Though by now you have probably, and understandably, gone away. However, it's just about spring, time for this space to re-flower, after a pause that turned into an unintentional winter hiatus.

Bac means a bin; it's used for the open bins in which records--now CDs or DVDs--are displayed and sold, for rubbish bins, for recycling bins on which one sees written Ce bac est réservé pour le tri, and for various other sorts of containers and tubs, such as a vegetable bin in a fridge--bac à légumes--or the tub of a sink--évier à deux bacs, for example.

It also means "boat," especially a flat ferry-boat type of vessel, but I haven't yet come across this in context. Here on Lyon's rivers we have barges or péniches.

Somehow I thought bac was a modern word, but it has ancient origins. From vulgar Latin baccu or baccos, recipient, it seems to have originally been a Gallic word for "boat," and it has a Breton cognate, bag, plural bigi, boat/s.  Over the centuries it expanded from "boat" to other kinds of containers.

I started wondering whether our modern English "bag" comes from an ancient British cognate of the Breton bag. A bag is also a kind of container, after all. But not so, according to the OED. The early Middle English word bagge "possibly" came from Old Norse baggi. There was also Old French bague and Provençal bagua, "baggage," and medieval Latin baga,"chest" or "sack."  But it's not clear where any of these came from, nor their relationship to each other, and there seems to be no connection with the Breton bag at all.

More etymological mystery. But back to bac and ce bac est réservé pour le tri: le tri is a short form of triage so of course means "sorting," used particularly of sorting rubbish for recycling. In my building there is a rubbish room with grey bacs for rubbish and green ones for recyclables. This not-so-fragrant locale poubelles--first mentioned here last February, a year ago, heavens!--is used by the restaurant and shoe shop workers as well as by other flat-dwellers, and so there's rubbish of all sorts. Cardboard boxes and bits of card from inside boots seem to be thrown willy-nilly into the bacs pour le tri and it's not clear whether you are meant to separate paper from plastic from cardboard or whether it's Ok for it to just all go in pell-mell. As it does.

Glass, however, must be taken to special big oval containers--not bacs but silos, I learn from the city's website--on the streets. You push your bottles and jars piece by piece through a rubber-edged hole in the container's side; each one makes a satisfying crash on impact. This process takes quite a long time when performed by bleary-eyed young men emptying bags full of bottles the morning after the night before.

Mince!*

Sapristi!** How sadly neglected, this space.

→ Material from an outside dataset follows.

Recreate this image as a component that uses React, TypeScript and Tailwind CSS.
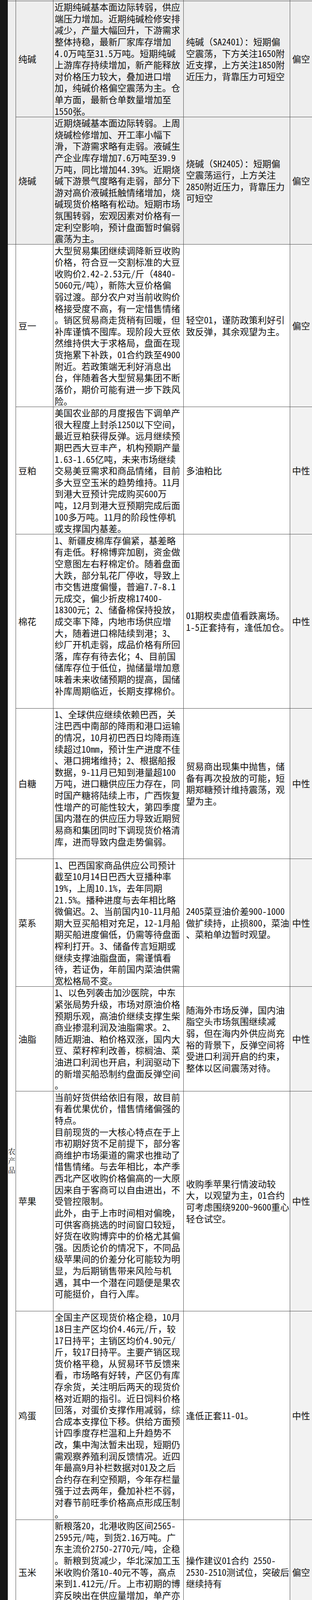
type Row = {
  name: string;
  analysis: string[];
  strategy: string[];
  view: string;
};

const chemRows: Row[] = [
  {
    name: '纯碱',
    analysis: [
      '近期纯碱基本面边际转弱，供应',
      '端压力增加。近期纯碱检修安排',
      '减少，产量大幅回升，下游需求',
      '整体持稳，最新厂家库存增加',
      '4.0万吨至31.5万吨。短期纯碱',
      '上游库存持续增加，新产能释放',
      '对价格压力较大，叠加进口增',
      '加，纯碱价格偏空震荡为主。仓',
      '单方面，最新仓单数量增加至',
      '1550张。',
    ],
    strategy: ['纯碱（SA2401）：短期偏', '空震荡，下方关注1650附', '近支撑，上方关注1850附', '近压力，背靠压力可短空'],
    view: '偏空',
  },
  {
    name: '烧碱',
    analysis: [
      '近期烧碱基本面边际转弱。上周',
      '烧碱检修增加、开工率小幅下',
      '滑，下游需求略有走弱。液碱生',
      '产企业库存增加7.6万吨至39.9',
      '万吨，同比增加44.39%。近期烧',
      '碱下游景气度略有走弱，部分下',
      '游对高价液碱抵触情绪增加，烧',
      '碱现货价格略有松动。短期市场',
      '氛围转弱，宏观因素对价格有一',
      '定利空影响，预计盘面暂时偏弱',
      '震荡为主。',
    ],
    strategy: ['烧碱（SH2405）：短期偏', '空震荡运行，上方关注', '2850附近压力，背靠压力', '可短空'],
    view: '偏空',
  },
];

const farmRows: Row[] = [
  {
    name: '豆一',
    analysis: [
      '大型贸易集团继续调降新豆收购',
      '价格，符合豆一交割标准的大豆',
      '收购价2.42-2.53元/斤（4840-',
      '5060元/吨），新陈大豆价格偏',
      '弱过渡。部分农户对当前收购价',
      '格接受度不高，有一定惜售情绪',
      '。销区贸易商走货稍有回暖，但',
      '补库谨慎不囤库。现阶段大豆依',
      '然维持供大于求格局，盘面在现',
      '货拖累下补跌，01合约跌至4900',
      '附近。若政策端无利好消息出',
      '台，伴随着各大型贸易集团不断',
      '落价，期价可能有进一步下跌风',
      '险。',
    ],
    strategy: ['轻空01，谨防政策利好引', '致反弹，其余观望为主。'],
    view: '偏空',
  },
  {
    name: '豆粕',
    analysis: [
      '美国农业部的月度报告下调单产',
      '很大程度上封杀1250以下空间，',
      '最近豆粕获得反弹。远月继续预',
      '期巴西大豆丰产，机构预期产量',
      '1.63-1.65亿吨，未来市场继续',
      '交易美豆需求和商品情绪，目前',
      '多大豆空玉米的趋势维持。11月',
      '到港大豆预计完成购买600万',
      '吨，12月到港大豆预期完成后面',
      '100多万吨。11月的阶段性停机',
      '或支撑国内基差。',
    ],
    strategy: ['多油粕比'],
    view: '中性',
  },
  {
    name: '棉花',
    analysis: [
      '1、新疆皮棉库存偏紧，基差略',
      '有走低。籽棉博弈加剧，资金做',
      '空意图左右籽棉定价。随着盘面',
      '大跌，部分轧花厂停收，导致上',
      '市交售进度偏慢，普遍7.7-8.1',
      '元成交，偏少折皮棉17400-',
      '18300元；2、储备棉保持投放，',
      '成交率下降，内地市场供应增',
      '大，随着进口棉陆续到港；3、',
      '纱厂开机走弱，成品价格有所回',
      '落，库存有待去化；4、目前国',
      '储库存位于低位，抛储量增加意',
      '味着未来收储预期的提高，国储',
      '补库周期临近，长期支撑棉价。',
      '',
    ],
    strategy: ['01期权卖虚值看跌离场。', '1-5正套持有，逢低加仓。'],
    view: '中性',
  },
  {
    name: '白糖',
    analysis: [
      '1、全球供应继续依赖巴西，关',
      '注巴西中南部的降雨和港口运输',
      '的情况，10月初巴西日均降雨连',
      '续超过10mm，预计生产进度不佳',
      '、港口拥堵维持；2、根据船报',
      '数据，9-11月已知到港量超100',
      '万吨，进口糖供应压力存在，同',
      '时国产糖将陆续上市，广西恢复',
      '性增产的可能性较大，第四季度',
      '国内潜在的供应压力导致近期贸',
      '易商和集团同时下调现货价格清',
      '库，进而导致内盘走势偏弱。',
      '',
    ],
    strategy: ['贸易商出现集中抛售，储', '备有再次投放的可能，短', '期郑糖预计维持震荡，观', '望为主。'],
    view: '中性',
  },
  {
    name: '菜系',
    analysis: [
      '1、巴西国家商品供应公司预计',
      '截至10月14日巴西大豆播种率',
      '19%，上周10.1%，去年同期',
      '21.5%。播种进度与去年相比略',
      '微偏迟。2、当前国内10-11月船',
      '期大豆买船相对充足，12-1月船',
      '期买船进度偏低，仍需等待盘面',
      '榨利打开。3、储备传言短期或',
      '继续支撑油脂盘面，需谨慎看',
      '待，若证伪，年前国内菜油供需',
      '宽松格局不变。',
    ],
    strategy: ['2405菜豆油价差900-1000', '做扩续持，止损800，菜油', '、菜粕单边暂时观望。'],
    view: '中性',
  },
  {
    name: '油脂',
    analysis: [
      '1、以色列袭击加沙医院，中东',
      '紧张局势升级，市场对原油价格',
      '预期乐观，高油价继续支撑生柴',
      '商业掺混利润及油脂需求。2、',
      '随近期油、粕价格双涨，国内大',
      '豆、菜籽榨利改善，棕榈油、菜',
      '油进口利润也开启，利润驱动下',
      '的新增买船恐制约盘面反弹空间',
      '。',
    ],
    strategy: [
      '随海外市场反弹，国内油',
      '脂空头市场氛围继续减',
      '弱，但在海内外供应尚充',
      '裕的背景下，反弹空间将',
      '受进口利润开启的约束，',
      '整体以区间震荡对待。',
    ],
    view: '中性',
  },
  {
    name: '苹果',
    analysis: [
      '当前好货供给依旧有限，故目前',
      '有着优果优价，惜售情绪偏强的',
      '特点。',
      '目前现货的一大核心特点在于上',
      '市初期好货不足前提下，部分客',
      '商维护市场渠道的需求也推动了',
      '惜售情绪。与去年相比，本产季',
      '西北产区收购价格偏高的一大原',
      '因来自于客商可以自由进出，不',
      '受管控限制。',
      '此外，由于上市时间相对偏晚，',
      '可供客商挑选的时间窗口较短，',
      '好货在收购博弈中的价格尤其偏',
      '强。因质论价的情况下，不同品',
      '级苹果间的价差分化可能较为明',
      '显，为后期销售带来风险与机',
      '遇，其中一个潜在问题便是果农',
      '可能挺价，自行入库。',
      '',
    ],
    strategy: ['收购季苹果行情波动较', '大，以观望为主，01合约', '可考虑围绕9200~9600重心', '轻仓试空。'],
    view: '中性',
  },
  {
    name: '鸡蛋',
    analysis: [
      '全国主产区现货价格企稳，10月',
      '18日主产区均价4.46元/斤，较',
      '17日持平；主销区均价4.90元/',
      '斤，较17日持平。主要产销区现',
      '货价格平稳，从贸易环节反馈来',
      '看，市场略有好转，产区仍有库',
      '存余货，关注明后两天的现货价',
      '格对近期的指引。近日饲料价格',
      '回落，对蛋价支撑作用减弱，综',
      '合成本支撑位下移。供给方面预',
      '计四季度存栏温和上升趋势不',
      '改，集中淘汰暂未出现，短期仍',
      '需观察养殖利润反馈情况。近四',
      '年最高9月补栏数据对01及之后',
      '合约存在利空预期，今年存栏量',
      '强于过去两年，叠加补栏不弱，',
      '对春节前旺季价格高点形成压制',
      '。',
    ],
    strategy: ['逢低正套11-01。'],
    view: '中性',
  },
  {
    name: '玉米',
    analysis: [
      '新粮落20，北港收购区间2565-',
      '2595元/吨，到货2.16万吨。广',
      '东主流价2750-2770元/吨，企稳',
      '。新粮到货减少，华北深加工玉',
      '米收购价落10-40元不等，高点',
      '来到1.412元/斤。上市初期的博',
      '弈反映出在供应量增加，单产亦',
      '改变成本预期，下游消费趋于稳',
      '中偏弱，期现价格承压。',
    ],
    strategy: ['操作建议01合约 2550-', '2530-2510测试位，突破后', '继续持有'],
    view: '偏空',
  },
  {
    name: '淀粉',
    analysis: [
      '新粮到货减少，华北深加工玉米',
      '收购价落10-40元不等，高点来',
      '到1.412元/斤，晨间到货720',
      '车，前一日747车。淀粉方面，',
      '下游需求回升，货源偏紧，报价',
      '上涨10-20元/吨；华南市场购销',
      '积极，下游需求良好，价格趋于',
      '稳定。淀粉需要考虑当前原料放',
      '量，下游按需供货的局面有利于',
      '加工利润的修复。',
    ],
    strategy: ['操作建议观望为主，米粉', '价差做扩。'],
    view: '偏空',
  },
  {
    name: '生猪',
    analysis: [
      '现货价格企稳偏强，需求恢复，',
      '同时供给端有部分挺价情绪，市',
      '场有望再度接近前期价格中枢。',
      '供给侧：生猪出栏相对稳定，现',
      '货价格上行，导致部分养殖户有',
      '惜售压栏想法，刺激二育。目前',
      '体重提升趋势稳定，整体供给聚',
      '集在四季度的态势比较明显，限',
      '制价格因季节性需求的上行幅度',
      '。',
      '需求侧：降温后季节性需求预计',
      '缓慢恢复，距离腌腊等集中需求',
      '阶段还有较长时间，短期需求恢',
      '复至节前水平后，再关注腌腊启',
      '动时间。',
    ],
    strategy: [
      '前期套保持有，反套策略',
      '止盈离场，整体依旧逢高',
      '沽空为主，但短期恐面临',
      '波动，短多注意离场节',
      '奏，阶段性企稳后仍面临',
      '持续压力。',
    ],
    view: '中性',
  },
  {
    name: '纸浆',
    analysis: [
      '关注焦点：东北俄针报价6100元',
      '/吨持平。乌拉圭8月向我国出口',
      '阔叶浆13.51万吨，环比',
      '+18.5%，同比+50.1%。欧洲港口',
      '库存8月底环比上升5万吨，基本',
      '持平于7月底数据。我国9月海关',
      '进口纸浆总量326.5万吨，环比-',
      '0.7%，同比+30.5%。新Kemi浆厂',
      '投产，满产情况下预计带来80万',
      '吨针叶浆增量，crofton或复',
      '产，供应进一步宽松。下游纸厂',
      '的涨价函等涨价幅度放缓，瓦楞',
      '原纸出现零星的地区性上涨，纸',
      '浆后市涨幅有限。',
    ],
    strategy: ['观望04轻仓多'],
    view: '中性',
  },
];

const countLines = (rows: Row[]) => rows.reduce((n, r) => n + r.analysis.length, 0);

// one text line: takes an equal share of its column, text centred in it
function TextLine({ text }: { text: string }) {
  return (
    <div className="flex-1 basis-0 min-h-0 flex items-center whitespace-nowrap font-['Noto_Sans_Mono_CJK_SC','Noto_Sans_CJK_SC',sans-serif] text-[23px] leading-none text-[#111]">
      {text || '\u00a0'}
    </div>
  );
}

function ProductRow({ row, shade }: { row: Row; shade?: boolean }) {
  const n = row.analysis.length;
  const pad = (n - row.strategy.length) / 2;
  return (
    <div
      className={`flex basis-0 min-h-0 border-b border-[#4a4a4a] ${shade ? 'bg-[#eeeeee]' : 'bg-white'}`}
      style={{ flexGrow: n }}
    >
      <div className="w-[96px] shrink-0 flex items-center pl-[6px] border-r border-[#4a4a4a] font-['Noto_Sans_Mono_CJK_SC','Noto_Sans_CJK_SC',sans-serif] text-[23px] leading-none text-[#111]">
        {row.name}
      </div>
      <div className="w-[334px] shrink-0 flex flex-col pl-[3px] border-r border-[#4a4a4a]">
        {row.analysis.map((l, i) => (
          <TextLine key={i} text={l} />
        ))}
      </div>
      <div className="w-[273px] shrink-0 flex flex-col pl-[6px] border-r border-[#4a4a4a]">
        <div className="basis-0 min-h-0" style={{ flexGrow: pad }} />
        {row.strategy.map((l, i) => (
          <TextLine key={i} text={l} />
        ))}
        <div className="basis-0 min-h-0" style={{ flexGrow: pad }} />
      </div>
      <div
        className={`flex-1 flex items-center pl-[5px] whitespace-nowrap font-['Noto_Sans_Mono_CJK_SC','Noto_Sans_CJK_SC',sans-serif] text-[23px] leading-none text-[#111] ${shade ? '' : 'bg-[#f2f2f2]'}`}
      >
        {row.view}
      </div>
    </div>
  );
}

export default function App() {
  return (
    <div className="flex h-[5317px] bg-white">
      <div className="w-[20px] shrink-0 bg-[#161616]" />
      <div className="w-[780px] shrink-0 flex flex-col">
        {/* tail of the row above the cut */}
        <div className="flex h-[3px] shrink-0 border-b border-[#4a4a4a] bg-[#eeeeee]">
          <div className="w-[21px] shrink-0 border-r border-[#4a4a4a]" />
          <div className="w-[96px] shrink-0 border-r border-[#4a4a4a]" />
          <div className="w-[334px] shrink-0 border-r border-[#4a4a4a]" />
          <div className="w-[273px] shrink-0 border-r border-[#4a4a4a]" />
          <div className="flex-1" />
        </div>

        {/* chemicals group, its label sits above the cut */}
        <div className="flex basis-0 min-h-0 bg-[#eeeeee]" style={{ flexGrow: countLines(chemRows) }}>
          <div className="w-[21px] shrink-0 border-r border-b border-[#4a4a4a]" />
          <div className="flex-1 flex flex-col">
            {chemRows.map((r) => (
              <ProductRow key={r.name} row={r} shade />
            ))}
          </div>
        </div>

        {/* agricultural group */}
        <div className="flex basis-0 min-h-0" style={{ flexGrow: countLines(farmRows) }}>
          <div className="w-[21px] shrink-0 border-r border-b border-[#4a4a4a] flex items-center justify-center">
            <div className="font-['Noto_Serif_CJK_SC','Liberation_Serif',serif] text-[19px] leading-6 text-center text-[#111]">
              农<br />产<br />品
            </div>
          </div>
          <div className="flex-1 flex flex-col">
            {farmRows.map((r) => (
              <ProductRow key={r.name} row={r} />
            ))}
          </div>
        </div>

        {/* start of the next row */}
        <div className="flex h-[1px] shrink-0 bg-white">
          <div className="w-[21px] shrink-0 border-r border-[#4a4a4a]" />
          <div className="w-[96px] shrink-0 border-r border-[#4a4a4a]" />
          <div className="w-[334px] shrink-0 border-r border-[#4a4a4a]" />
          <div className="w-[273px] shrink-0 border-r border-[#4a4a4a]" />
          <div className="flex-1 bg-[#f2f2f2]" />
        </div>
      </div>
    </div>
  );
}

The new Tintin film is here and several companies have appropriated the film's language to advertise toys and other merchandise on posters around town. Spielberg's film is in English, so Hergé's French has been transmogrified once more into the "Blistering barnacles!" and other vivid expressions that we've known since the first Tintin translations, comic books, and TV shows. Anyway, the film is great fun.

The expressions used by Tintin, Captain Haddock et al are not typically used in France, of course, but it's been a delight to discover that others one has read in books are still employed in everyday life.

For example, I've been so pleased to find that people do really say Oh-la-la! I've heard it in a variety of situations, once by an elegant elderly lady when nearly pushed off the pavement by a skateboarding youth, and just yesterday by a waitress at a café when I asked her what kinds of tea she had--she wasn't a regular waitress and was just lending a hand, so the question flummoxed her--Oh-la-la, tea? I haven't the faintest idea, I'll have to ask the owner.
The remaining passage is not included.